Ronaldo made a comment in his Jonathan Ross interview (plugging his film) that “he would have more dignity than end his career in the U.S. or the Middle East.”

oneclubmen Even players you would once have considered stalwart, one-club men like Steven Gerrard (504 appearances for Liverpool) and Raul (550 appearances for Real Madrid) are ending their careers in this way; either as a last pay off or for the love of playing on. Their motives may be mixed.

Iker Cassillas played 590 games for Real Madrid and now, aged 34, has chosen to play for Porto. Xavi, after playing 505 times and captaining Barcelona, has left to play for Al Sadd in the Middle East.

There is a certain something, an allure about a one club man, a legacy, and that’s why to a degree Gerrard, Xavi, Cassilas and Raul ending their club careers at LFC, Barca and Real would have enhanced their legacy.

Jamie Carragher (508), Ledley King (268), Paul Scholes (499), Ryan Giggs (672), Francesco Totti (591), De Rossi (440), Matt Le Tissier (456), Tony Adams (504) and Paolo Maldini (647) were all one-club men. It undeniably adds to their legend and mystique, the one-club man mantle. There is a certain selflessness to sacrificing and sitting on the bench towards the end of your career and not tarnishing your one club legacy for a brief, bittersweet soirée elsewhere.

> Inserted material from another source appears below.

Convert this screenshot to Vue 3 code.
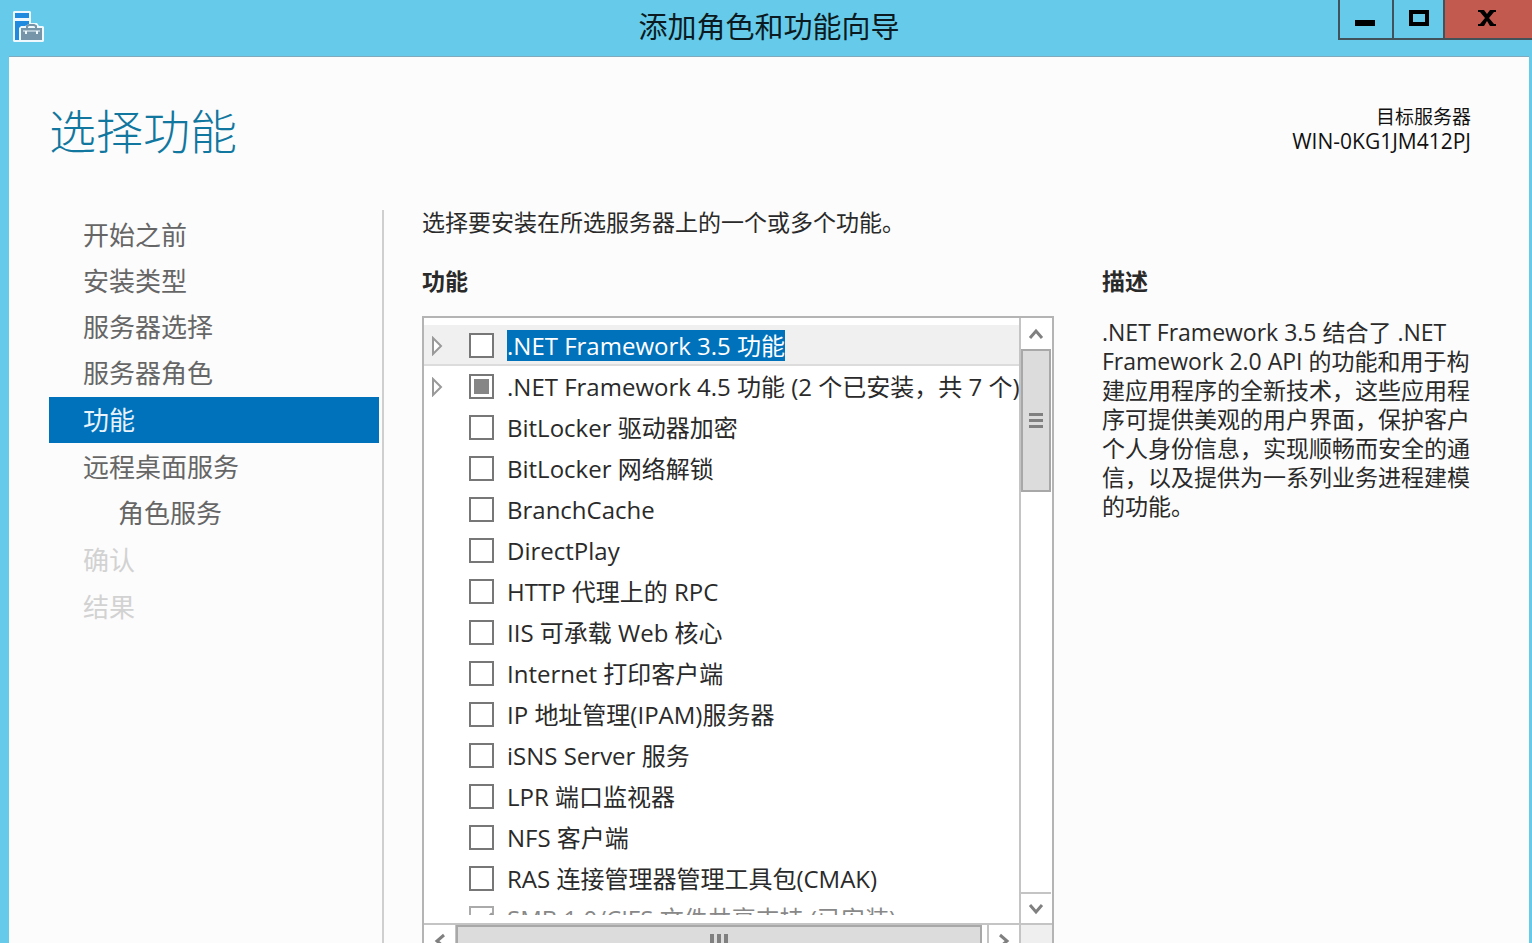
<script setup>
import { ref } from 'vue'

const steps = [
  { label: '开始之前' },
  { label: '安装类型' },
  { label: '服务器选择' },
  { label: '服务器角色' },
  { label: '功能', state: 'active' },
  { label: '远程桌面服务' },
  { label: '角色服务', state: 'nested' },
  { label: '确认', state: 'disabled' },
  { label: '结果', state: 'disabled' },
]

const features = ref([
  { name: '.NET Framework 3.5 功能', expandable: true, selected: true },
  { name: '.NET Framework 4.5 功能 (2 个已安装，共 7 个)', expandable: true, partial: true },
  { name: 'BitLocker 驱动器加密' },
  { name: 'BitLocker 网络解锁' },
  { name: 'BranchCache' },
  { name: 'DirectPlay' },
  { name: 'HTTP 代理上的 RPC' },
  { name: 'IIS 可承载 Web 核心' },
  { name: 'Internet 打印客户端' },
  { name: 'IP 地址管理(IPAM)服务器' },
  { name: 'iSNS Server 服务' },
  { name: 'LPR 端口监视器' },
  { name: 'NFS 客户端' },
  { name: 'RAS 连接管理器管理工具包(CMAK)' },
  { name: 'SMB 1.0/CIFS 文件共享支持 (已安装)', checked: true, disabled: true },
])

const description = [
  '.NET Framework 3.5 结合了 .NET',
  'Framework 2.0 API 的功能和用于构',
  '建应用程序的全新技术，这些应用程',
  '序可提供美观的用户界面，保护客户',
  '个人身份信息，实现顺畅而安全的通',
  '信，以及提供为一系列业务进程建模',
  '的功能。',
].join('\n')
</script>

<template>
  <div class="window">
    <header class="titlebar">
      <svg class="app-icon" width="32" height="32" viewBox="0 0 32 32" aria-hidden="true">
        <path d="M1 0h16l1 1v11h6l2 3h4l1 1v14l-1 1H1l-1-1V1z" fill="#eef8fd" />
        <path d="M2 2h14v5H2zM2 10h14v3l-4 2H8l-2 2v12H2z" fill="#1f8ade" />
        <path d="M8 17h21v12H8z" fill="#7795a8" />
        <path d="M14 17v-2l2-1h5l2 1v2" fill="none" stroke="#7795a8" stroke-width="2" />
        <path d="M10 20h17" fill="none" stroke="#eef8fd" stroke-width="1" />
        <path d="M13 20v3M24 20v3" fill="none" stroke="#eef8fd" stroke-width="2" />
      </svg>
      <div class="title">添加角色和功能向导</div>
      <div class="controls">
        <button class="ctl min" type="button" aria-label="最小化">
          <svg width="20" height="16" viewBox="0 0 20 16"><path d="M0 10h20v6H0z" /></svg>
        </button>
        <button class="ctl max" type="button" aria-label="最大化">
          <svg width="20" height="16" viewBox="0 0 20 16">
            <path d="M2 2h16v12H2z" fill="none" stroke="#000" stroke-width="4" />
          </svg>
        </button>
        <button class="ctl close" type="button" aria-label="关闭">
          <svg width="18" height="16" viewBox="0 0 18 16">
            <path d="M0 0h6l3 4 3-4h6v2h-2l-5 6 5 6h2v2h-6l-3-5-3 5H0v-2h2l5-6-5-6H0z" />
          </svg>
        </button>
      </div>
    </header>

    <main class="page">
      <div class="heading">
        <h1>选择功能</h1>
        <div class="target">
          <div>目标服务器</div>
          <div class="host">WIN-0KG1JM412PJ</div>
        </div>
      </div>

      <div class="columns">
        <nav class="steps">
          <a v-for="s in steps" :key="s.label" href="#" class="step" :class="s.state">{{ s.label }}</a>
        </nav>

        <div class="body">
          <p class="intro">选择要安装在所选服务器上的一个或多个功能。</p>
          <div class="panes">
            <section class="list-pane">
              <h2>功能</h2>
              <div class="tree">
                <div class="view">
                  <ul class="rows">
                    <li v-for="(f, i) in features" :key="f.name" class="row" :class="{ selected: f.selected, off: f.disabled }">
                      <span class="arrow">
                        <svg v-if="f.expandable" width="11" height="20" viewBox="0 0 11 20">
                          <path d="M1 2v16l8-8z" fill="#fff" stroke="#999" stroke-width="2" />
                        </svg>
                      </span>
                      <input :id="'feature-' + i" v-model="f.checked" type="checkbox" class="box" :class="{ partial: f.partial }" :disabled="f.disabled" />
                      <label :for="'feature-' + i">{{ f.name }}</label>
                    </li>
                  </ul>
                </div>
                <div class="vbar">
                  <button type="button" class="sb up" aria-label="向上滚动">
                    <svg width="16" height="12" viewBox="0 0 16 12"><path d="M2 10l6-7 6 7" /></svg>
                  </button>
                  <div class="vthumb"><i></i><i></i><i></i></div>
                  <button type="button" class="sb down" aria-label="向下滚动">
                    <svg width="16" height="12" viewBox="0 0 16 12"><path d="M2 2l6 7 6-7" /></svg>
                  </button>
                </div>
                <div class="hbar">
                  <button type="button" class="sb left" aria-label="向左滚动">
                    <svg width="12" height="16" viewBox="0 0 12 16"><path d="M10 2L3 8l7 6" /></svg>
                  </button>
                  <div class="hthumb"><i></i><i></i><i></i></div>
                  <button type="button" class="sb right" aria-label="向右滚动">
                    <svg width="12" height="16" viewBox="0 0 12 16"><path d="M2 2l7 6-7 6" /></svg>
                  </button>
                </div>
                <div class="corner"></div>
              </div>
            </section>

            <section class="info">
              <h2>描述</h2>
              <p class="desc">{{ description }}</p>
            </section>
          </div>
        </div>
      </div>
    </main>
  </div>
</template>

<style>
body {
  background: #66cbea;
  overflow: hidden;
}
</style>

<style scoped>
* {
  box-sizing: border-box;
}
.window {
  display: flex;
  flex-direction: column;
  height: 100vh;
  overflow: hidden;
  background: #66cbea;
  color: #2a2a2a;
  font-family: 'Open Sans', 'Noto Sans CJK SC', sans-serif;
  font-size: 23px;
}
h1, h2, p, ul {
  margin: 0;
  padding: 0;
}
button {
  padding: 0;
  margin: 0;
}

.titlebar {
  display: grid;
  grid-template-columns: 200px 1fr 194px;
  height: 56px;
  flex: none;
}
.app-icon {
  margin: 11px 0 0 13px;
}
.title {
  text-align: center;
  font-size: 29px;
  line-height: 54px;
  color: #0b1a20;
}
.controls {
  display: flex;
  height: 40px;
}
.ctl {
  display: flex;
  align-items: flex-start;
  justify-content: center;
  padding: 10px 3px 0 0;
  border: 2px solid #42525a;
  border-top: 0;
  border-right: 0;
  background: #66cbea;
}
.min {
  width: 54px;
}
.max {
  width: 51px;
  padding-right: 0;
}
.close {
  flex: 1;
  background: #c35a50;
}

.page {
  flex: 1;
  min-height: 0;
  margin: 0 3px 0 9px;
  padding: 41px 46px 0 40px;
  border-top: 1px solid #7fa9bd;
  background: #fcfcfc;
}
.heading {
  display: flex;
  justify-content: space-between;
  height: 112px;
}
h1 {
  font-size: 47px;
  line-height: 66px;
  font-weight: 300;
  color: #11779f;
}
.target {
  padding: 7px 12px 0 0;
  font-size: 19px;
  line-height: 24px;
  text-align: right;
  color: #111;
}
.host {
  font-size: 21px;
}
.columns {
  display: flex;
}
.steps {
  flex: none;
  width: 335px;
  height: 800px;
  padding: 2px 3px 0 0;
  border-right: 2px solid #cfcfcf;
}
.step {
  display: block;
  height: 46px;
  padding-left: 34px;
  font-size: 26px;
  line-height: 46px;
  color: #666;
  text-decoration: none;
}
.step.active {
  margin: 1px 0;
  background: #0072bc;
  color: #e8f3fb;
}
.step.nested {
  padding-left: 69px;
}
.step.disabled {
  margin-top: 1px;
  color: #d2d2d2;
}

.body {
  flex: 1;
  min-width: 0;
  padding-left: 38px;
}
.intro {
  line-height: 25px;
}
.panes {
  display: flex;
  gap: 48px;
  margin-top: 29px;
}
h2 {
  font-size: 23px;
  line-height: 34px;
  font-weight: 700;
}
.list-pane {
  flex: 1;
  min-width: 0;
}
.info {
  flex: none;
  width: 381px;
}
.desc {
  margin-top: 20px;
  line-height: 29px;
  white-space: pre;
}

.tree {
  display: grid;
  grid-template-columns: 1fr 33px;
  grid-template-rows: 607px 32px;
  margin-top: 18px;
  border: 2px solid #b4b4b4;
  background: #fff;
}
.view {
  min-width: 0;
  padding-top: 7px;
  border-bottom: 2px solid #c4c4c4;
}
.rows {
  height: 590px;
  overflow: hidden;
  list-style: none;
  font-size: 24px;
}
.row {
  display: flex;
  align-items: center;
  height: 41px;
  white-space: nowrap;
}
.row.selected {
  background: #f0f0f0;
  box-shadow: inset 0 -2px #dcdcdc;
}
.arrow {
  display: flex;
  flex: none;
  width: 45px;
  padding-left: 8px;
}
.box {
  appearance: none;
  flex: none;
  display: grid;
  place-content: center;
  width: 25px;
  height: 25px;
  margin: 0 13px 0 0;
  border: 2px solid #777;
  background: #fff;
}
.box.partial::before {
  content: '';
  width: 15px;
  height: 15px;
  background: #868686;
}
.box:checked::before {
  content: '';
  width: 9px;
  height: 18px;
  border: solid #999;
  border-width: 0 3px 3px 0;
  transform: rotate(40deg);
}
.row label {
  line-height: 31px;
}
.row.selected label {
  background: #0072bc;
  color: #fff;
}
.row.off {
  height: 38px;
}
.row.off label {
  color: #888;
}
.row.off .box {
  border-color: #aaa;
}

.sb {
  display: flex;
  align-items: center;
  justify-content: center;
  flex: none;
  border: 0 solid #c4c4c4;
  background: #fff;
}
.sb path {
  fill: none;
  stroke: #808080;
  stroke-width: 3;
}
.vbar {
  display: flex;
  flex-direction: column;
  padding-right: 1px;
  border-left: 2px solid #c4c4c4;
  border-bottom: 2px solid #c4c4c4;
}
.up,
.down {
  height: 31px;
}
.down {
  margin-top: auto;
  border-top-width: 2px;
}
.vthumb {
  display: flex;
  flex-direction: column;
  align-items: center;
  justify-content: center;
  gap: 3px;
  height: 143px;
  border: 2px solid #a8a8a8;
  background: #dcdcdc;
}
.vthumb i {
  width: 14px;
  height: 3px;
  background: #808080;
}
.hbar {
  display: flex;
}
.left,
.right {
  width: 32px;
}
.left {
  border-right-width: 1px;
}
.right {
  margin-left: 5px;
  border-left-width: 2px;
}
.hthumb {
  flex: 1;
  display: flex;
  align-items: center;
  justify-content: center;
  gap: 3px;
  border: 2px solid #a8a8a8;
  background: #dcdcdc;
}
.hthumb i {
  width: 4px;
  height: 14px;
  background: #808080;
}
.corner {
  border-left: 2px solid #c4c4c4;
  background: #efefef;
}
</style>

Cristiano Ronaldo has a point about dignity and I make the further point about loyalty. Players like Alan Shearer, chose to play for Newcastle winning far less than he would have had he joined Manchester United, instead opting to move from Blackburn to Newcastle for £15m in 1996, despite Sir Alex Ferguson’s best efforts.

Matt Le Tissier was similarly pursued very hard by Chelsea but chose to stay loyal to his boyhood club, Southampton.

Another form of loyalty is Fernando Torres who left Atletico, an almost forced sale, due to their £350m debt in 2006. He reluctantly left with tears in his eyes, but has since returned to end his career there, despite far more lucrative offers from America and the Middle East.

Loyalty, dignity and a genuine love of the badge, the city, the atmosphere is very rare in the big business of football these days but it is worth something and has a value.

The MLS followers will only ever see Gerrard, Lampard and Andrea Pirlo with diminished powers and that, undoubtedly, tarnishes their memory and legacy. Ronaldo makes the valid point he will only ever finish in a top league. Ronaldo fully understands and embraces the idea of his legacy, and wishes to go down as a pantheon of the sport.

The Wayne Rooney debacle of kissing the Everton badge and then moving to Manchester United twelve months later, is the far more likely scenario in years to come. Alan Smith of Leeds United did a very similar thing moving to arch rivals Man United from Leeds after many gestures and statements of allegiance to Leeds.

People like Alan Shearer, Matt Le Tissier, Totti and De Rossi could have taken the Wayne Rooney route to more trophies but chose to play for (and stay) at their boyhood clubs.

Players such as Carragher, King, Scholes, Giggs, Totti, De Rossi, Le Tissier, Adams and Maldini should be cherished and applauded. That’s a combined 4,585 matches for the respective nine clubs.

Their dying trait of dignity and legacy and should be applauded for adding to the enigma, history and mystique of football.